Synthesis of Pd-loaded mesoporous SnO2 hollow spheres for highly sensitive and stable methane gas sensors

High performance methane gas sensors have become more and more essential in different fields such as coal mining, kitchens and industrial production, which necessitates the design and synthesis of highly sensitive materials. Herein, mesoporous SnO₂ hollow spheres with high surface area (>90 m² g⁻¹) are prepared by a progressive inward crystallization routine, showing a high response of 1.31 to 250 ppm CH₄ at a working temperature of 400 °C. Furthermore, loading noble metal Pd onto the surface of SnO₂ hollow spheres by an adsorption–calcination process improves the response to 4.88 (250 ppm CH₄) at the optimal dosage of 1 wt% Pd.
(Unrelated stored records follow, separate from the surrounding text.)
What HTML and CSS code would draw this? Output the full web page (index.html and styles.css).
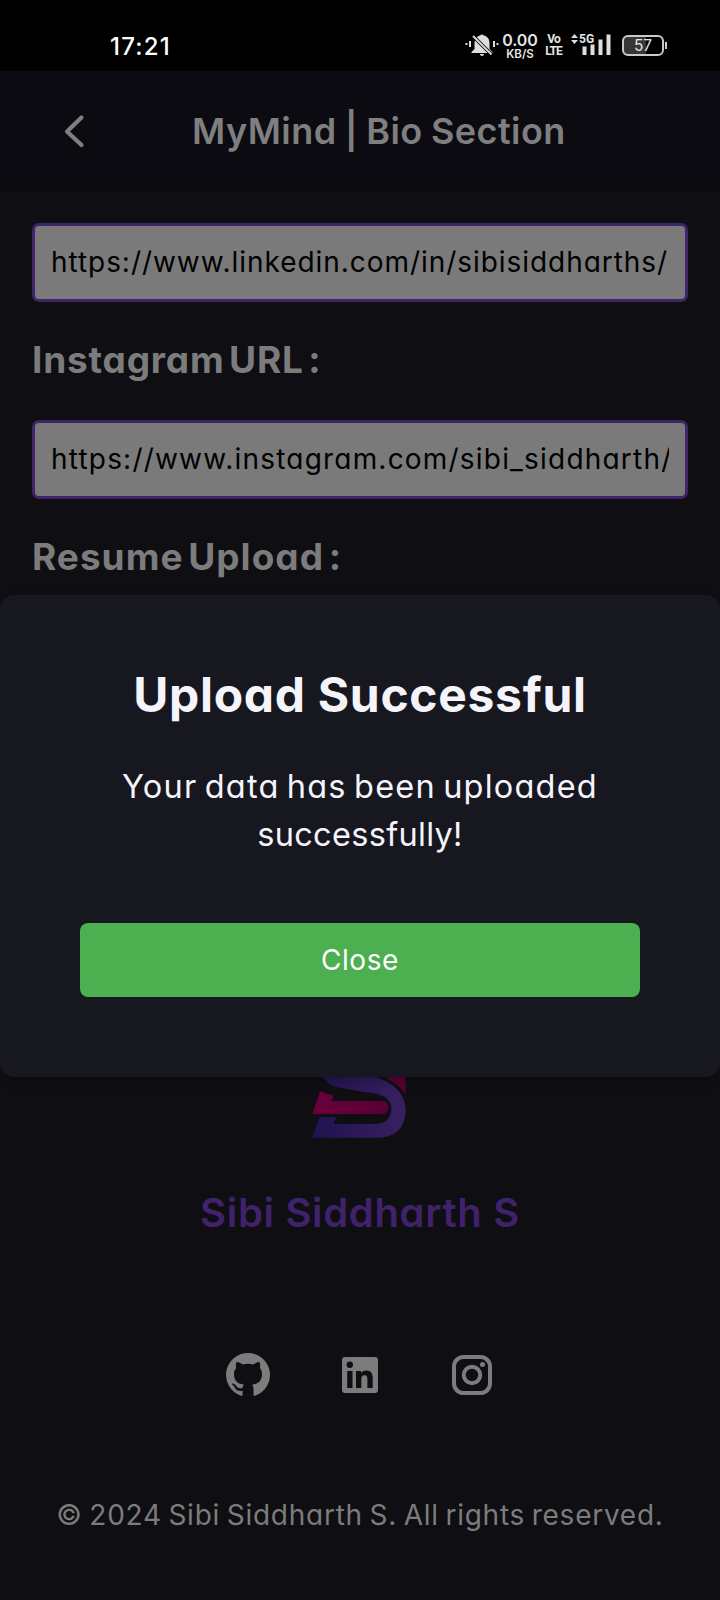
FILE: index.html
```
<!DOCTYPE html>
<html lang="en">
<head>
<meta charset="utf-8">
<title>MyMind | Bio Section</title>
<link rel="stylesheet" href="styles.css">
</head>
<body>
<div class="status">
  <span class="clock">17:21</span>
  <div class="indicators">
    <svg class="bell" width="34" height="24" viewBox="0 0 34 24" fill="#dedede"><path d="M15 2.5Q17 .5 19 2.5 24.500 4 24.500 10v6l3 3v1H6.500v-1l3-3v-6Q9.500 4 15 2.500zM15 21h4q0 2-2 2t-2-2z"/><path d="M7 2l20 20" stroke="#000" stroke-width="3.500"/><path d="M8 3l18.500 18.500" stroke="#dedede" stroke-width="1.800"/><path d="M5 8v6M29 8v6M1.500 10v2M32.500 10v2" stroke="#dedede" stroke-width="2"/></svg>
    <div class="speed"><span class="rate">0.00</span><span class="unit">KB/S</span></div>
    <div class="volte"><span>Vo</span><span>LTE</span></div>
    <div class="signal">
      <svg width="40" height="24" viewBox="0 0 40 24" fill="#dedede"><path d="M0 5l3.500-4L7 5zM0 7h7l-3.500 4zM11.500 13.500h4V22h-4zM19.500 11.500h4V22h-4zM27.500 6.500h4V22h-4zM35.500 1.500h4V22h-4z"/></svg>
      <span class="net">5G</span>
    </div>
    <div class="battery">57</div>
  </div>
</div>
<header class="bar">
  <svg class="back" width="22" height="34" viewBox="0 0 22 34" fill="none" stroke="#7f7f7f" stroke-width="4.200" stroke-linecap="round" stroke-linejoin="round"><path d="M17.500 3.500L3 17.500l14.500 13.500"/></svg>
  <h1 class="title">MyMind | Bio Section</h1>
</header>
<main class="form">
  <div class="field"><span class="url url-a">https://www.linkedin.com/in/sibisiddharths/</span></div>
  <h2 class="label label-a">Instagram URL :</h2>
  <div class="field"><span class="url url-b">https://www.instagram.com/sibi_siddharth/</span></div>
  <h2 class="label label-b">Resume Upload :</h2>
</main>
<footer class="footer">
  <svg class="logo" width="100" height="66" viewBox="60 48 300 198">
    <defs><linearGradient id="violet"><stop offset="0" stop-color="#21124f"/><stop offset="1" stop-color="#382061"/></linearGradient>
    <linearGradient id="crimson"><stop offset="0" stop-color="#68003d"/><stop offset="1" stop-color="#560030"/></linearGradient></defs>
    <path fill="url(#violet)" d="M88 40H205Q285 55 320 89Q347 117 347 156Q343 230 272 236H67L88 175H138L130 195H264Q303 190 304 148Q303 118 265 105Q200 96 134 83Q108 72 88 40z"/>
    <path fill="url(#crimson)" d="M90 97L130 110L124 126H282Q297 134 296 148Q293 164 278 165H67zM290 40H347V108Q335 82 293 61z"/>
  </svg>
  <div class="name">Sibi Siddharth S</div>
  <div class="social">
    <svg width="46" height="44" viewBox=".3 .8 23.400 22.400" fill="#7c7c7c"><path d="M12 .8a11.200 11.200 0 0 0-3.540 21.820c.56.1.76-.24.76-.54v-2.080c-3.110.68-3.770-1.320-3.770-1.320-.51-1.290-1.240-1.640-1.240-1.640-1.020-.69.070-.68.070-.68 1.120.08 1.720 1.160 1.720 1.160 1 1.710 2.620 1.220 3.260.93.100-.72.390-1.220.71-1.500-2.480-.28-5.100-1.240-5.100-5.530 0-1.220.43-2.220 1.150-3-.12-.29-.5-1.430.11-2.970 0 0 .94-.3 3.080 1.150a10.600 10.600 0 0 1 5.600 0c2.140-1.450 3.080-1.150 3.080-1.150.61 1.540.23 2.680.11 2.970.72.780 1.150 1.780 1.150 3 0 4.300-2.620 5.250-5.110 5.520.4.350.76 1.030.76 2.070v3.070c0 .3.200.65.770.54A11.200 11.200 0 0 0 12 .8z"/></svg>
    <svg width="46" height="36" viewBox="-5 0 46 36"><rect width="36" height="36" rx="3" fill="#7c7c7c"/><circle cx="7.800" cy="7.800" r="3.200" fill="#0f0e12"/><path fill="#0f0e12" d="M5.200 14h5.300v17H5.200zM14 14h5v2.300c1-1.700 3-2.700 5.200-2.700 5.300 0 6.500 3.400 6.500 8V31h-5.300v-8.200c0-2.300-.2-4.500-2.900-4.500-2.600 0-3.200 2-3.200 4.200V31H14z"/></svg>
    <svg width="46" height="40" viewBox="-3 0 46 40" fill="none" stroke="#7c7c7c" stroke-width="4"><rect x="2" y="2" width="36" height="36" rx="9.500"/><circle cx="20" cy="20" r="8.200"/><circle cx="30.500" cy="9.500" r="2.500" fill="#7c7c7c" stroke="none"/></svg>
  </div>
  <p class="copy">© 2024 Sibi Siddharth S. All rights reserved.</p>
</footer>
<section class="modal" role="dialog">
  <h2 class="modal-title">Upload Successful</h2>
  <p class="message"><span class="line-a">Your data has been uploaded</span><br><span class="line-b">successfully!</span></p>
  <button class="close">Close</button>
</section>
</body>
</html>
```
FILE: styles.css
```
* { box-sizing: border-box; }
body {
  margin: 0; width: 720px; height: 1600px; overflow: hidden; position: relative;
  display: flex; flex-direction: column;
  background: #0f0e12; color: #7c7c7c;
  font-family: Inter, "Liberation Sans", sans-serif;
  font-feature-settings: "cv11";
}
h1, h2, p { margin: 0; white-space: nowrap; }
.status { height: 71px; flex: none; background: #000; color: #fff; display: flex; justify-content: space-between; padding: 33px 50px 0 110px; }
.clock { font-size: 24px; line-height: 27px; font-weight: 500; letter-spacing: 1.2px; }
.indicators { display: flex; height: 24px; color: #e4e4e4; }
.speed { margin-left: 3px; width: 36px; display: flex; flex-direction: column; align-items: center; font-weight: 600; }
.rate { font-size: 16px; line-height: 14px; letter-spacing: -0.1px; }
.unit { font-size: 11.500px; line-height: 14px; }
.volte { width: 17px; margin-left: 7px; font: 700 12px/12px Roboto, sans-serif; letter-spacing: -0.9px; display: flex; flex-direction: column; align-items: center; }
.signal { margin-left: 9px; position: relative; width: 40px; }
.net { position: absolute; left: 8px; top: 1px; font: 700 12px/10px Roboto, sans-serif; background: #000; }
.battery { position: relative; width: 42px; height: 21px; margin: 2px 6px 0 11px; border: 2px solid #c9c9c9; border-radius: 6px; font-size: 15.500px; line-height: 18px; text-align: center; background: linear-gradient(90deg, #363636 57%, #000 57%); }
.battery::after { content: ""; position: absolute; right: -5px; top: 5px; width: 2px; height: 7px; background: #c9c9c9; }
.bar { height: 120px; flex: none; background: #0c0b12; display: flex; align-items: center; padding-left: 64px; }
.title { font-size: 36px; line-height: 54px; font-weight: 600; margin-left: 106px; color: #7f7f7f; letter-spacing: 0.44px; word-spacing: -1.3px; }
.form { height: 404px; flex: none; padding: 32px 32px 0; display: flex; flex-direction: column; }
.field { height: 79px; flex: none; border: 3px solid #402468; border-radius: 7px; background: #7a7a7a; padding: 0 16px; color: #000; display: flex; }
.url { flex: 1; overflow: hidden; white-space: nowrap; font-size: 28px; line-height: 72px; }
.url-a { letter-spacing: 0.95px; }
.url-b { letter-spacing: 1.2px; }
.label { flex: none; font-size: 37px; line-height: 54px; height: 118px; padding-top: 31px; font-weight: 700; word-spacing: -5px; }
.label-a { letter-spacing: 0.8px; }
.label-b { letter-spacing: 1px; }
.footer { margin-top: 481px; display: flex; flex-direction: column; align-items: center; }
.logo { margin-top: -1px; }
.name { margin-top: 42px; font-size: 40px; line-height: 60px; font-weight: 600; color: #3f226b; white-space: nowrap; letter-spacing: 0.66px; }
.social { height: 46px; margin-top: 109px; display: flex; align-items: center; justify-content: center; gap: 66px; }
.copy { margin-top: 96px; font-size: 28px; line-height: 42px; letter-spacing: 0.75px; word-spacing: -2px; }
.modal { position: absolute; left: 0; top: 595px; width: 720px; height: 482px; border-radius: 14px; background: #171720; box-shadow: 0 4px 12px rgba(0,0,0,.25); color: #f4f4fa; text-align: center; display: flex; flex-direction: column; padding: 64px 80px 80px; }
.modal-title { font-size: 48px; line-height: 72px; font-weight: 700; letter-spacing: 0.68px; }
.message { margin-top: 32px; font-size: 32.500px; line-height: 48px; }
.line-a { letter-spacing: 1.2px; word-spacing: -3px; }
.line-b { letter-spacing: 0.3px; }
.close { margin-top: auto; height: 74px; border: 0; border-radius: 8px; background: #4caf50; color: #fff; font: 400 28px/72px Inter, sans-serif; letter-spacing: 0.6px; }
```
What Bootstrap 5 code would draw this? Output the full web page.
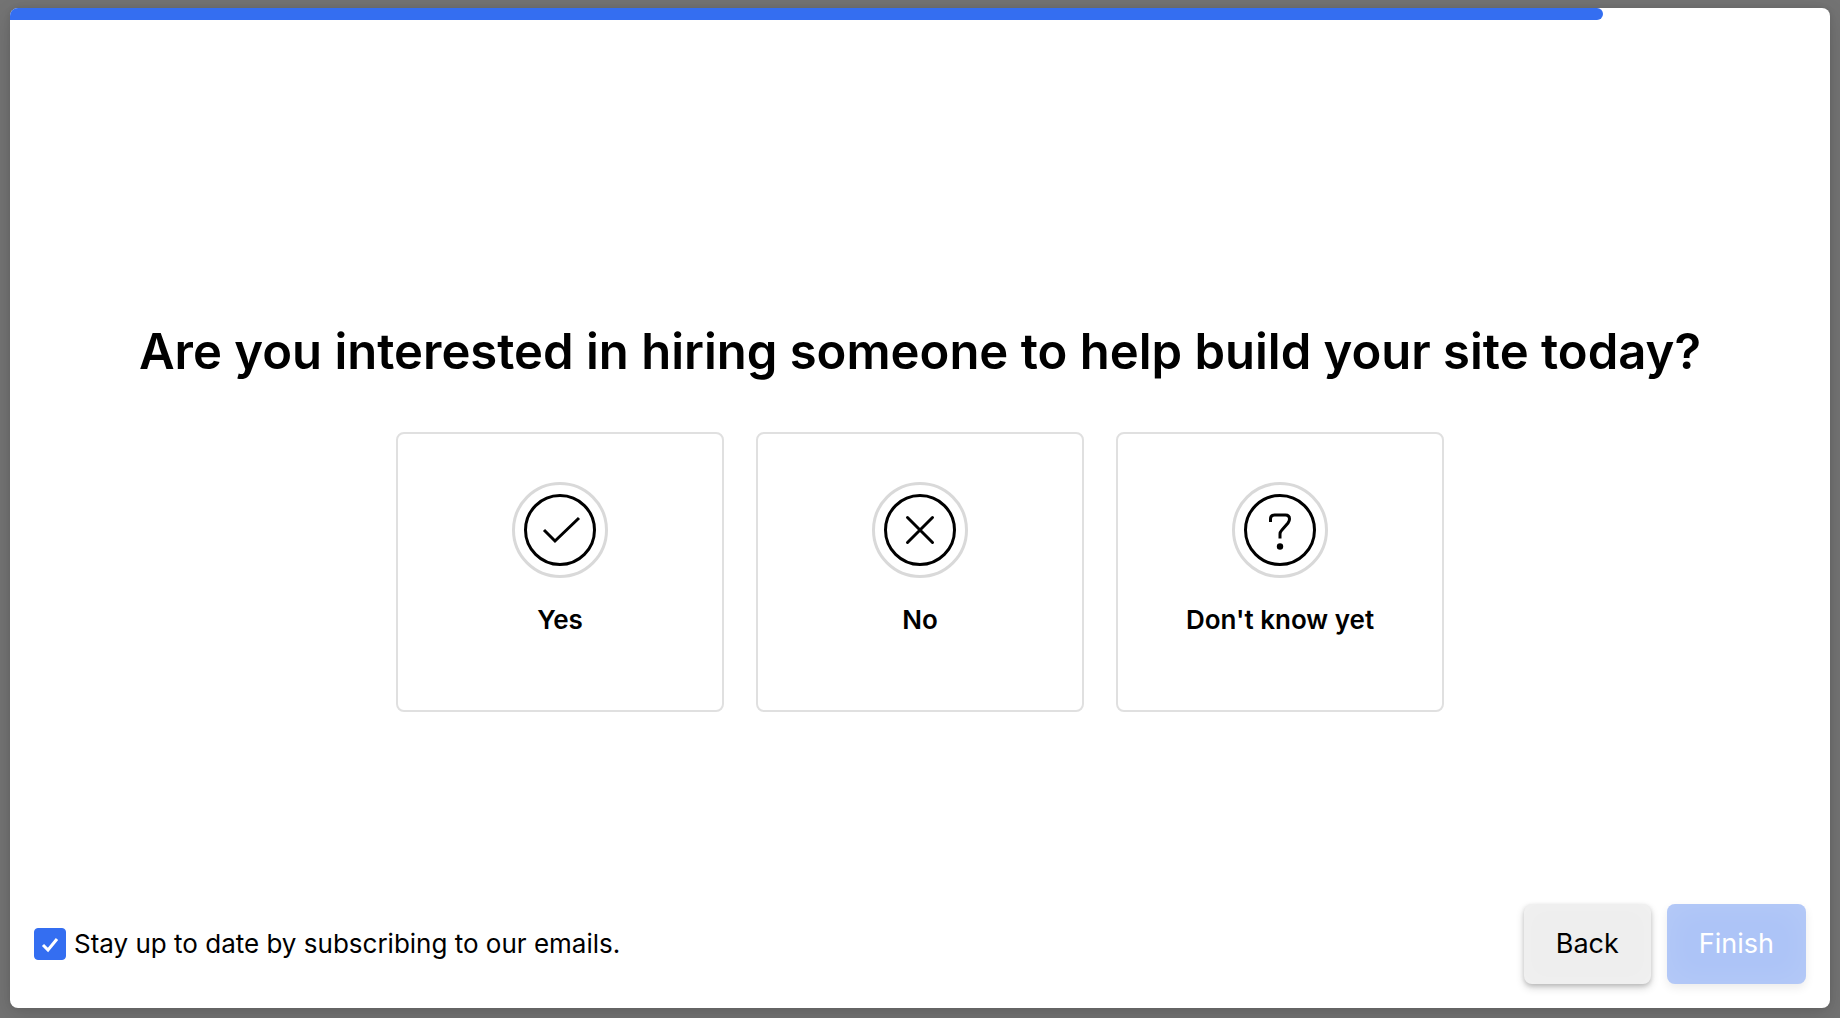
<!DOCTYPE html>
<html lang="en">
<head>
<meta charset="utf-8">
<meta name="viewport" content="width=device-width, initial-scale=1">
<title>Site setup</title>
<link href="https://cdn.jsdelivr.net/npm/bootstrap@5.3.0/dist/css/bootstrap.min.css" rel="stylesheet">
<style>
  body { background: #737373; font-family: Inter, "Liberation Sans", sans-serif; color: #000; }
  .wizard-page { padding: 8px 10px 10px; }
  .wizard {
    display: grid; grid-template-rows: minmax(0, 1fr) auto minmax(0, 1fr);
    background: #fff; border-radius: 8px; overflow: hidden;
    box-shadow: 0 8px 24px rgba(0, 0, 0, .12), 0 0 6px rgba(0, 0, 0, .1);
  }
  .wizard-progress { height: 12px; border-radius: 0; background: transparent; }
  .wizard-progress .progress-bar { background: #346ef1; border-radius: 0 6px 6px 0; }
  .wizard-title { font-size: 49px; line-height: 96px; font-weight: 600; margin-bottom: 32px; }
  .choices { gap: 32px; }
  .choice {
    width: 328px; height: 280px; padding-top: 48px; border: 2px solid #e0e0e0; border-radius: 8px;
    font-size: 26px; line-height: 32px; font-weight: 600; cursor: pointer;
  }
  .choice svg { width: 96px; height: 96px; margin-bottom: 26px; fill: none; stroke: #000; stroke-width: 3; }
  .btn-check:focus-visible + .choice { border-color: #346ef1; }
  .wizard-footer { padding: 24px; }
  .subscribe { font-size: 26px; line-height: 32px; gap: 8px; }
  .subscribe .form-check-input { width: 32px; height: 32px; border-radius: 4px; margin: 0; }
  .subscribe .form-check-input:checked {
    background-color: #346ef1; border-color: #346ef1; background-size: 32px 32px;
    background-image: url("data:image/svg+xml,%3csvg xmlns='http://www.w3.org/2000/svg' viewBox='0 0 32 32'%3e%3cpath fill='none' stroke='%23fff' stroke-width='3' d='M9 17l5 5L23 11'/%3e%3c/svg%3e");
  }
  .wizard-btn {
    height: 80px; padding: 0 32px; border: 0; border-radius: 8px; font-size: 27px; line-height: 40px;
    box-shadow: 0 4px 8px rgba(0, 0, 0, .16), 0 2px 4px rgba(0, 0, 0, .16), inset 0 0 24px rgba(255, 255, 255, .2);
  }
  .wizard-btn-back, .wizard-btn-back:hover { background: #eee; color: #000; }
  .wizard-btn-finish:disabled {
    background: #adc4f7; color: #fff; opacity: 1;
    box-shadow: 0 4px 10px rgba(0, 0, 0, .08), inset 0 0 32px rgba(255, 255, 255, .12);
  }
</style>
<script src="https://cdn.jsdelivr.net/npm/bootstrap@5.3.0/dist/js/bootstrap.bundle.min.js"></script>
</head>
<body>
<div class="wizard-page min-vh-100 d-flex">
  <form class="wizard w-100">
    <div>
      <div class="progress wizard-progress" role="progressbar" aria-label="Setup progress" aria-valuenow="87.5" aria-valuemin="0" aria-valuemax="100">
        <div class="progress-bar" style="width: 87.5%"></div>
      </div>
    </div>
    <main class="text-center">
      <h1 class="wizard-title">Are you interested in hiring someone to help build your site today?</h1>
      <div class="choices d-flex flex-wrap justify-content-center">
        <div>
          <input class="btn-check" type="radio" name="hire" id="hire-yes">
          <label class="choice d-flex flex-column align-items-center" for="hire-yes">
            <svg viewBox="0 0 96 96" aria-hidden="true"><circle cx="48" cy="48" r="46.5" stroke="#d9d9d9"/><circle cx="48" cy="48" r="34.5"/><path d="M32 48L43 59L67 36"/></svg>
            Yes
          </label>
        </div>
        <div>
          <input class="btn-check" type="radio" name="hire" id="hire-no">
          <label class="choice d-flex flex-column align-items-center" for="hire-no">
            <svg viewBox="0 0 96 96" aria-hidden="true"><circle cx="48" cy="48" r="46.5" stroke="#d9d9d9"/><circle cx="48" cy="48" r="34.5"/><path stroke-linecap="round" d="M35.5 35.5L60.5 60.5M60.5 35.5L35.5 60.5"/></svg>
            No
          </label>
        </div>
        <div>
          <input class="btn-check" type="radio" name="hire" id="hire-unsure">
          <label class="choice d-flex flex-column align-items-center" for="hire-unsure">
            <svg viewBox="0 0 96 96" aria-hidden="true"><circle cx="48" cy="48" r="46.5" stroke="#d9d9d9"/><circle cx="48" cy="48" r="34.5"/><path d="M38.5 40V37Q38.5 33 42.5 33H53.5Q57.5 33 57.5 37Q57.5 39 56 41L49.5 48.5Q48 50 48 52V56.5"/><circle cx="48" cy="64.5" r="3.2" fill="#000" stroke="none"/></svg>
            Don't know yet
          </label>
        </div>
      </div>
    </main>
    <footer class="wizard-footer d-flex align-items-end">
      <div class="d-flex w-100 align-items-center justify-content-between">
        <div class="subscribe d-flex align-items-center">
          <input class="form-check-input" type="checkbox" id="subscribe" checked>
          <label for="subscribe">Stay up to date by subscribing to our emails.</label>
        </div>
        <div class="d-flex gap-3">
          <button type="button" class="btn wizard-btn wizard-btn-back">Back</button>
          <button type="submit" class="btn wizard-btn wizard-btn-finish" disabled>Finish</button>
        </div>
      </div>
    </footer>
  </form>
</div>
</body>
</html>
Meanwhile, the working temperature decreases to 300 °C, showing the prominent spillover effect of catalytic Pd and PdO–SnO₂ heterostructure sensitization as evidenced by the binding energy shift in the X-ray photoelectron spectroscopy (XPS) analysis. The response/recovery time is as short as 3/7 s and the sensitivity is stable for a test period as long as 15 weeks. All these performances show the promise of the highly porous Pd-loaded SnO₂ hollow spheres for high performance methane sensors.

This work reports a simple, rapid, effective and reliable CH₄ sensor based on Pd-loaded SnO₂ hollow spheres with high surface area and porosity, which is of great importance to gas sensing performance.